How important is each user group or category to the organization's central goals?
Requirements and Requests of End Users
These questions help pinpoint the needs of your users. You can more easily customize your high availability solutions and anticipate scalability issues if you know exactly what your users need.
Among the tasks that users commonly perform, which are the most important to the organization's central purposes?
When end users try to accomplish the most important tasks, what do they expect to see on their screens (or access through some other device)? Described another way, what data (or other resources) do users need to access, and what applications or services do they need when working with that data?
For the users and tasks most important to the organization, what defines a satisfactory level of service?

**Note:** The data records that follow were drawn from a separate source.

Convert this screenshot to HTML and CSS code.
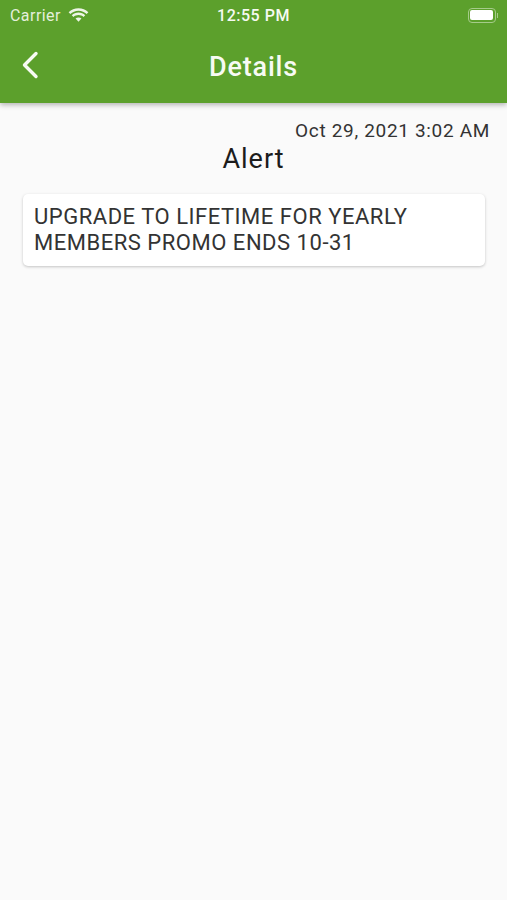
FILE: index.html
```html
<!DOCTYPE html>
<html lang="en">
<head>
<meta charset="utf-8">
<title>Details</title>
<link rel="stylesheet" href="styles.css">
</head>
<body>
<header class="appbar">
  <div class="status">
    <div class="status-left">
      <span class="carrier">Carrier</span>
      <svg class="wifi" width="21" height="15" viewBox="0 0 20 14"><path d="M10 2.400c3 0 5.800 1.200 7.800 3.100l1.600-1.700C16.900 1.400 13.600 0 10 0S3.100 1.400.6 3.800l1.600 1.700C4.200 3.600 7 2.400 10 2.400z" fill="#eef5e8"/><path d="M10 6.600c1.900 0 3.500.7 4.800 1.800l1.600-1.700C14.700 5.100 12.500 4.200 10 4.200S5.300 5.100 3.600 6.700l1.600 1.700C6.500 7.300 8.100 6.600 10 6.600z" fill="#eef5e8"/><path d="M10 8.800c-1.100 0-2 .4-2.800 1l2.800 3.200 2.800-3.200c-.8-.6-1.700-1-2.800-1z" fill="#eef5e8"/></svg>
    </div>
    <span class="clock">12:55 PM</span>
    <div class="battery"><span class="battery-body"><span class="battery-fill"></span></span><span class="battery-cap"></span></div>
  </div>
  <div class="toolbar">
    <svg class="back" width="18" height="28" viewBox="0 0 18 28"><path d="M15 2.500 3.500 14 15 25.500" fill="none" stroke="#f7fbf4" stroke-width="3.400" stroke-linecap="round" stroke-linejoin="round"/></svg>
    <h1 class="title">Details</h1>
  </div>
</header>
<main class="content">
  <p class="date">Oct 29, 2021 3:02 AM</p>
  <h2 class="heading">Alert</h2>
  <section class="card">UPGRADE TO LIFETIME FOR YEARLY MEMBERS PROMO ENDS 10-31</section>
</main>
</body>
</html>
```
FILE: styles.css
```css
* { box-sizing: border-box; }
html, body { margin: 0; height: 100%; }
body {
  background: #fafafa;
  font-family: Roboto, "Liberation Sans", sans-serif;
  color: #212121;
  height: 900px;
  overflow: hidden;
}
.appbar {
  height: 103px;
  background: #5ca02c;
  box-shadow: 0 2px 5px rgba(0,0,0,.28);
  color: #fff;
}
.status {
  height: 30px;
  padding: 0 10px;
  display: grid;
  grid-template-columns: 1fr auto 1fr;
  align-items: center;
}
.status-left { display: flex; align-items: center; gap: 7px; }
.carrier { font-size: 16px; color: #e4efdb; letter-spacing: .45px; }
.wifi { margin-top: 0; }
.clock { font-size: 16px; font-weight: 500; letter-spacing: .5px; color: #f6faf2; }
.battery { justify-self: end; display: flex; align-items: center; margin-right: -1px; }
.battery-body {
  width: 28px; height: 15px;
  border: 1.500px solid #a5cb8a;
  border-radius: 4px;
  padding: 1.500px;
  display: flex;
}
.battery-fill { flex: 1; background: #fff; border-radius: 2px; }
.battery-cap { width: 1.500px; height: 5px; background: #a5cb8a; margin-left: 1px; }
.toolbar {
  height: 73px;
  position: relative;
  display: flex;
  align-items: center;
  justify-content: center;
}
.back { position: absolute; left: 21px; top: 21px; }
.title { margin: 0; font-size: 27px; font-weight: 500; letter-spacing: .8px; color: #f7fbf4; }
.content { padding: 17px 17px 0 23px; }
.date { margin: 0; text-align: right; font-size: 19px; line-height: 22px; letter-spacing: .67px; color: #333; }
.heading { margin: 1px 6px 0 0; text-align: center; font-size: 27px; line-height: 32px; font-weight: 400; letter-spacing: 1px; color: #1c1c1c; }
.card {
  margin: 19px 5px 0 0;
  background: #fff;
  border-radius: 5px;
  box-shadow: 0 1px 3px rgba(0,0,0,.22);
  padding: 10px 11px 11px;
  font-size: 22px;
  line-height: 26px;
  letter-spacing: .52px;
  color: #333;
  height: 72px;
}
```
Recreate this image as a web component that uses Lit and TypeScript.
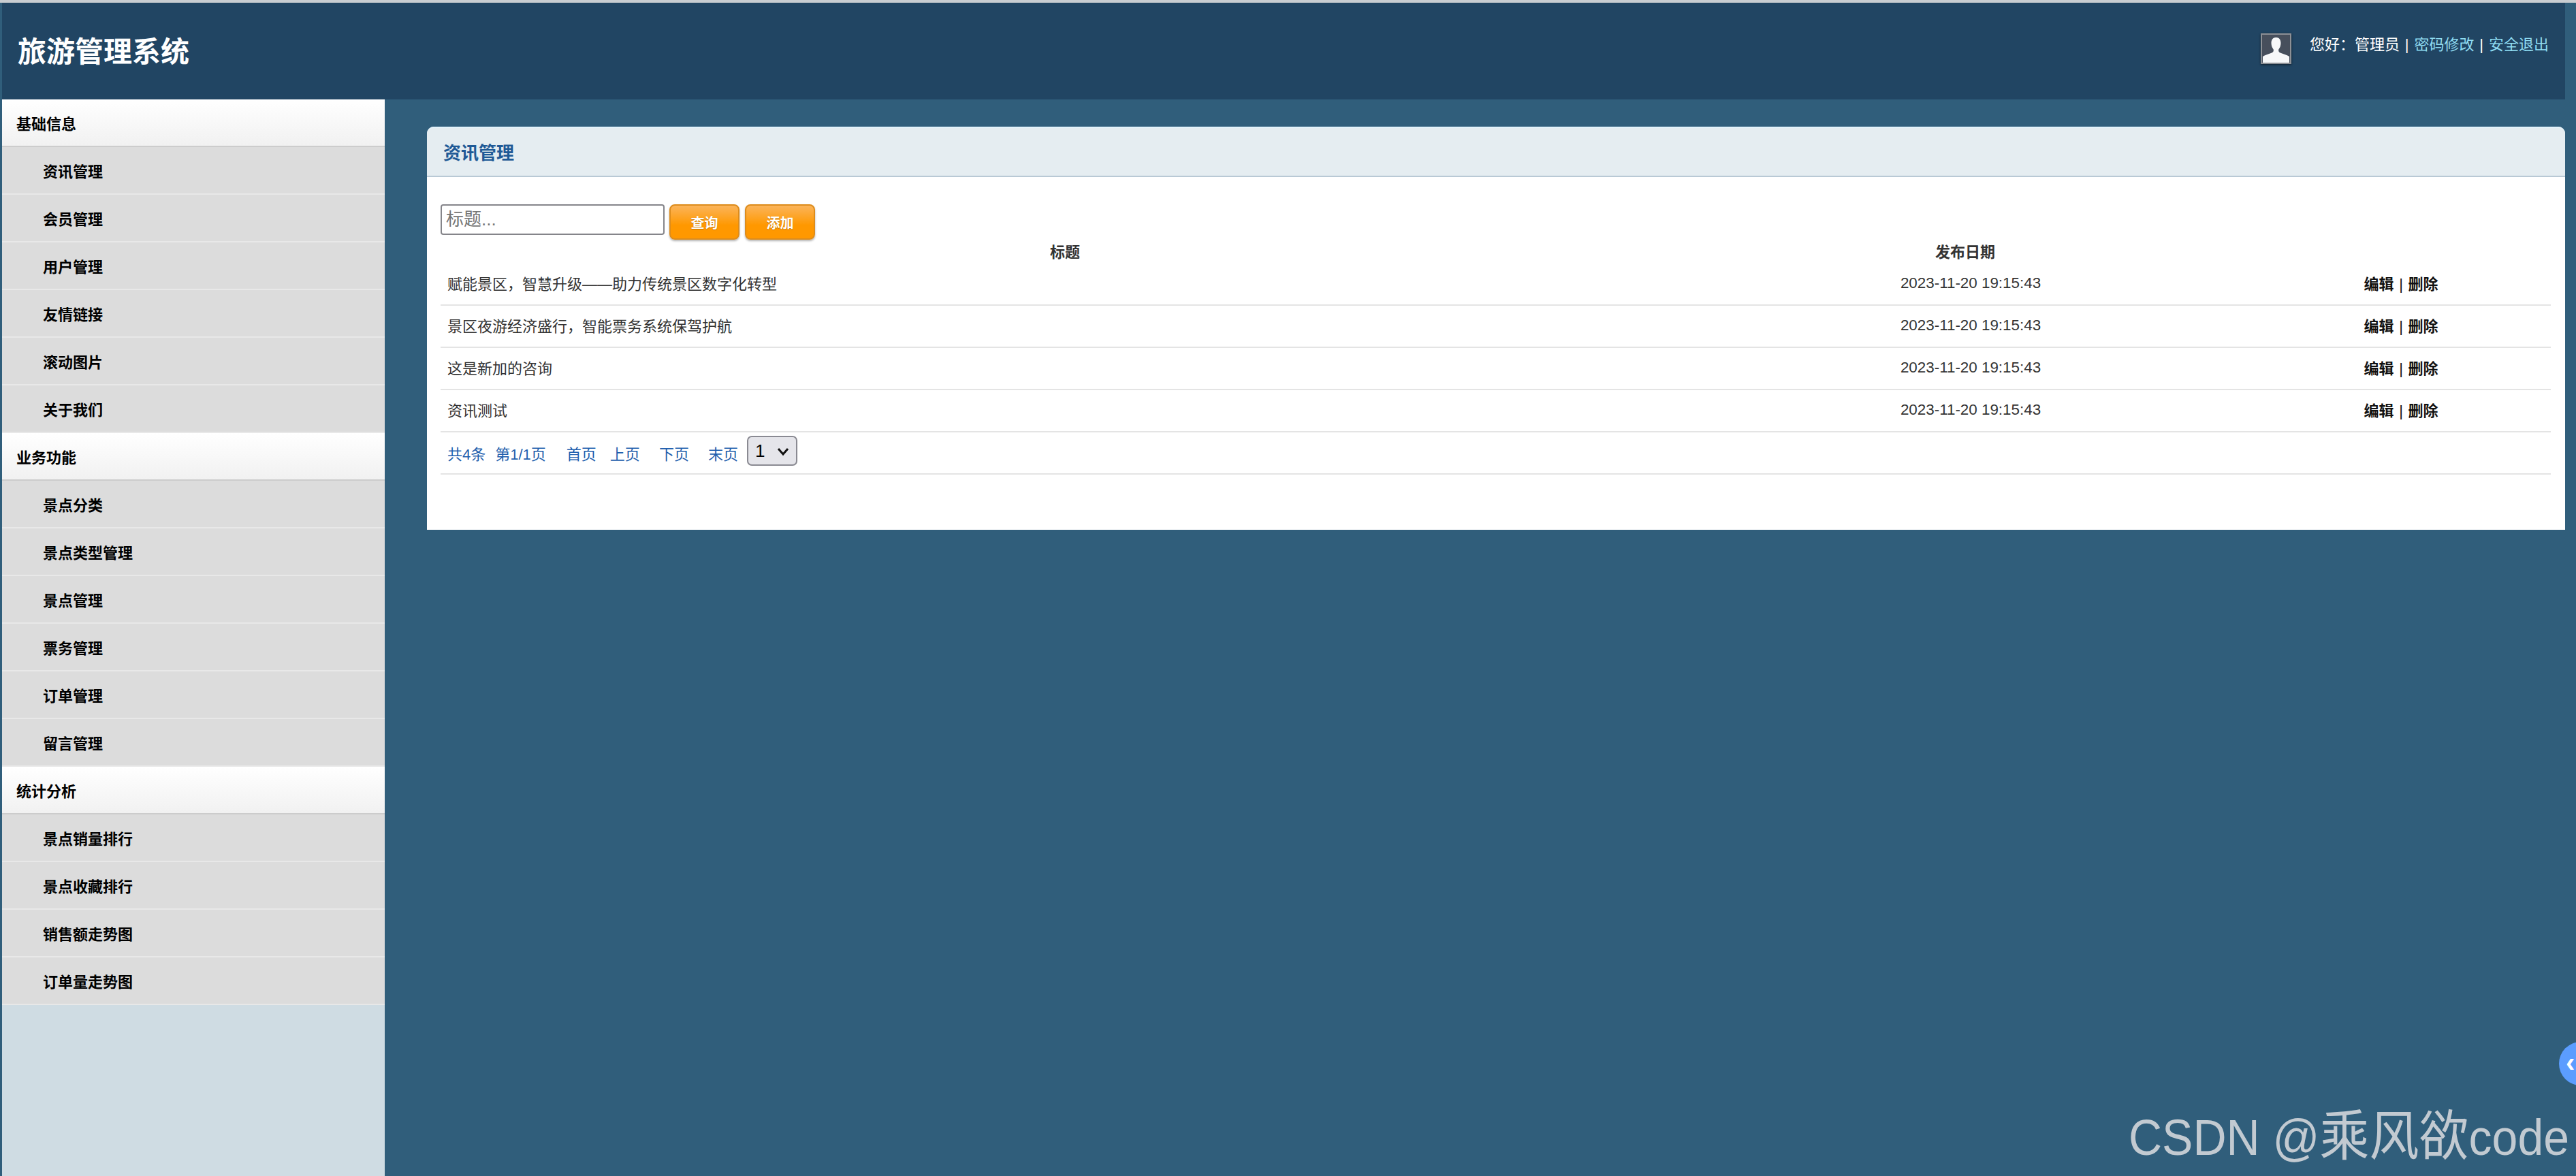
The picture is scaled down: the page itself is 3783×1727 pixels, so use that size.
import { LitElement, html, css } from "lit";
import { customElement } from "lit/decorators.js";

const MENU = [
  { title: "基础信息", items: ["资讯管理", "会员管理", "用户管理", "友情链接", "滚动图片", "关于我们"] },
  { title: "业务功能", items: ["景点分类", "景点类型管理", "景点管理", "票务管理", "订单管理", "留言管理"] },
  { title: "统计分析", items: ["景点销量排行", "景点收藏排行", "销售额走势图", "订单量走势图"] },
];

const ROWS = [
  "赋能景区，智慧升级——助力传统景区数字化转型",
  "景区夜游经济盛行，智能票务系统保驾护航",
  "这是新加的咨询",
  "资讯测试",
];

@customElement("app-root")
export class AppRoot extends LitElement {
  static styles = css`
    :host {
      display: block;
      position: relative;
      width: 3783px;
      height: 1727px;
      overflow: hidden;
      box-sizing: border-box;
      background: #305e7b;
      border-top: 4px solid #c9cdd1;
      font-family: "Liberation Sans", "Noto Sans CJK SC", sans-serif;
      font-size: 22px;
      color: #333;
    }
    .shell {
      display: grid;
      grid-template-columns: 562px 1fr;
      grid-template-rows: 142px 1fr;
      height: 100%;
      padding: 0 16px 0 3px;
      box-sizing: border-box;
    }
    .top {
      grid-column: 1 / 3;
      background: #214563;
      display: flex;
      align-items: flex-start;
      justify-content: space-between;
      padding: 0 24px 0 23px;
    }
    .logo {
      font-size: 42px;
      font-weight: 700;
      color: #fff;
      line-height: 146px;
    }
    .user {
      display: flex;
      align-items: flex-start;
      color: #fff;
      line-height: 32px;
      padding-top: 45px;
    }
    .avatar {
      width: 45px;
      height: 45px;
      margin-right: 27px;
      box-shadow: 0 1px 3px rgba(0, 0, 0, 0.6);
      display: block;
    }
    .hello {
      padding-top: 1px;
      white-space: pre;
      word-spacing: 1.8px;
    }
    .hello a {
      color: #8fdcf2;
      text-decoration: none;
    }
    .side {
      background: #cfdce3;
    }
    .group {
      height: 70px;
      box-sizing: border-box;
      padding: 5px 0 0 21px;
      line-height: 63px;
      font-weight: 700;
      color: #000;
      background: linear-gradient(#ffffff, #f1f1f1);
      border-bottom: 2px solid #cccccc;
    }
    .item {
      height: 70px;
      box-sizing: border-box;
      padding: 5px 0 0 60px;
      line-height: 63px;
      font-weight: 700;
      color: #000;
      background: #dcdcdc;
      border-bottom: 2px solid #e8e8e8;
    }
    .main {
      padding: 40px 0 0 62px;
    }
    .panel {
      background: #fff;
      border-radius: 10px 10px 0 0;
      padding-bottom: 81px;
    }
    .panel-title {
      height: 74px;
      box-sizing: border-box;
      background: #e5edf1;
      border-top: 2px solid #e3f3fb;
      border-bottom: 2px solid #b9c9d5;
      border-radius: 10px 10px 0 0;
      padding: 4px 0 0 24px;
      line-height: 66px;
      font-size: 26px;
      font-weight: 700;
      color: #1f5a96;
    }
    .body {
      padding: 40px 21px 0 20px;
    }
    .tools {
      display: flex;
      align-items: flex-start;
      height: 52px;
    }
    .tools input {
      width: 329px;
      height: 45px;
      box-sizing: border-box;
      border: 2px solid #85858a;
      border-radius: 4px;
      padding: 0 6px;
      font: inherit;
      font-size: 26px;
      margin: 0 7px 0 0;
      outline: none;
    }
    .tools input::placeholder {
      color: #757575;
    }
    .btn {
      width: 103px;
      height: 52px;
      box-sizing: border-box;
      margin-right: 8px;
      border: 2px solid #dd8c1c;
      border-radius: 8px;
      background: linear-gradient(#fbb45a, #ff9800 60%);
      box-shadow: 0 2px 3px rgba(0, 0, 0, 0.3);
      color: #fff;
      font: inherit;
      font-size: 20px;
      font-weight: 700;
      padding: 0;
      text-shadow: 0 1px 1px rgba(0, 0, 0, 0.25);
    }
    table {
      width: 3099px;
      table-layout: fixed;
      border-collapse: collapse;
    }
    .c1 { width: 1834px; }
    .c2 { width: 810px; }
    th {
      height: 31px;
      padding: 3px 0 0;
      font-weight: 700;
      color: #333;
      text-align: center;
      line-height: 28px;
    }
    td {
      height: 62px;
      box-sizing: border-box;
      border-bottom: 2px solid #e4e4e4;
      padding: 0 0 2px;
      text-align: center;
    }
    td.name {
      text-align: left;
      padding: 0 0 4px 10px;
    }
    td.date {
      padding-left: 16px;
      padding-bottom: 2px;
      font-size: 22.4px;
    }
    td.ops {
      padding: 0 0 4px 15px;
      font-weight: 700;
      color: #111;
      word-spacing: 1.5px;
    }
    td.ops span {
      font-weight: 400;
    }
    .pager {
      display: flex;
      align-items: center;
      padding-left: 10px;
      height: 60px;
      color: #1f5fae;
    }
    .pager span { margin-right: 28px; white-space: nowrap; }
    .pager .total { margin-right: 14px; }
    .pager .page { margin-right: 30px; }
    .pager .first { margin-right: 20px; }
    .pager .last { margin-right: 13px; }
    .pick {
      position: relative;
      display: block;
      width: 74px;
      height: 44px;
      margin-top: -6px;
    }
    .pick select {
      display: block;
      width: 100%;
      height: 100%;
      margin: 0;
      appearance: none;
      -webkit-appearance: none;
      font: inherit;
      font-size: 26px;
      color: #000;
      background: #e5e5ea;
      border: 2px solid #8a8a92;
      border-radius: 7px;
      padding: 0 0 0 10px;
      outline: none;
    }
    .chev {
      position: absolute;
      left: 44px;
      top: 17px;
      width: 18px;
      height: 13px;
      pointer-events: none;
    }
    .pager-cell {
      padding: 0;
      text-align: left;
    }
    .watermark {
      position: absolute;
      left: 3126px;
      top: 1620px;
      font-size: 68px;
      line-height: 90px;
      color: #c2cad1;
      white-space: nowrap;
      font-weight: 400;
      transform: scaleY(1.09);
    }
    .watermark span {
      font-size: 73px;
    }
    .float {
      position: absolute;
      left: 3758px;
      top: 1526px;
      width: 64px;
      height: 64px;
      border-radius: 50%;
      background: #5b9dff;
      color: #fff;
      font-size: 40px;
      font-weight: 700;
      line-height: 60px;
      text-indent: 10px;
    }
  `;

  render() {
    return html`
      <div class="shell">
        <header class="top">
          <div class="logo">旅游管理系统</div>
          <div class="user">
            <svg class="avatar" viewBox="0 0 45 45">
              <rect width="45" height="45" fill="#8d9095"></rect>
              <rect x="2" y="2" width="41" height="41" fill="#474f5c"></rect>
              <path
                d="M22.5 6c4.600 0 7 3.400 7 8.200 0 4-1.500 7.300-3.200 9.300-.6 2.500.3 4.300 3 5.300 4.500 1.700 9.500 3 12.700 5.200V43H3v-9c3.200-2.200 8.200-3.500 12.700-5.200 2.700-1 3.600-2.800 3-5.300-1.700-2-3.200-5.300-3.200-9.300 0-4.800 2.400-8.200 7-8.200z"
                fill="#f7f8f9"
              ></path>
            </svg>
            <div class="hello">您好：管理员 | <a>密码修改</a> | <a>安全退出</a></div>
          </div>
        </header>
        <nav class="side">
          ${MENU.map(
            (g) => html`
              <div class="group">${g.title}</div>
              ${g.items.map((i) => html`<div class="item">${i}</div>`)}
            `
          )}
        </nav>
        <main class="main">
          <section class="panel">
            <div class="panel-title">资讯管理</div>
            <div class="body">
              <div class="tools">
                <input placeholder="标题..." />
                <button class="btn">查询</button>
                <button class="btn">添加</button>
              </div>
              <table>
                <colgroup>
                  <col class="c1" />
                  <col class="c2" />
                  <col />
                </colgroup>
                <thead>
                  <tr>
                    <th>标题</th>
                    <th>发布日期</th>
                    <th></th>
                  </tr>
                </thead>
                <tbody>
                  ${ROWS.map(
                    (r) => html`
                      <tr>
                        <td class="name">${r}</td>
                        <td class="date">2023-11-20 19:15:43</td>
                        <td class="ops">编辑 <span>|</span> 删除</td>
                      </tr>
                    `
                  )}
                  <tr>
                    <td class="pager-cell" colspan="3">
                      <div class="pager">
                        <span class="total">共4条</span>
                        <span class="page">第1/1页</span>
                        <span class="first">首页</span>
                        <span>上页</span>
                        <span>下页</span>
                        <span class="last">末页</span>
                        <div class="pick">
                          <select><option>1</option></select>
                          <svg class="chev" viewBox="0 0 18 13">
                            <path d="M2 2l7 8 7-8" fill="none" stroke="#111" stroke-width="3"></path>
                          </svg>
                        </div>
                      </div>
                    </td>
                  </tr>
                </tbody>
              </table>
            </div>
          </section>
        </main>
      </div>
      <div class="float">‹</div>
      <div class="watermark">CSDN @<span>乘风欲</span>code</div>
    `;
  }
}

Requirements for User Accounts, Networks, or Similar Types of Infrastructure
It is important to know about supporting services — even services that you do not control — when evaluating availability needs and defining availability goals. Your system will be only as fault tolerant as the systems that support it.
What types of network infrastructure and directory services are required so that users can accomplish the tasks that you have identified as requirements for end users? In other words, what types of behind-the-scenes services do users require?
For these behind-the-scenes services, what defines the difference between satisfactory and unsatisfactory results for the organization?
Time Requirements and Variations
Keeping support staff on-site to maintain a system can be expensive. Costs can be minimized if support personnel are on-site only during critical periods. Similarly, knowing when workload is highest can help you anticipate when availability is most important, and possibly when a failure is likely to occur.
Are services needed on a 24-hours-a-day, 7-days-a-week basis, or on some other schedule (such as 9 A.M. to 5 P.M. on weekdays)?
What are the normal variations in load over time?
What increments of downtime are significant (for example, five seconds, five minutes, an hour) during peak and nonpeak hours?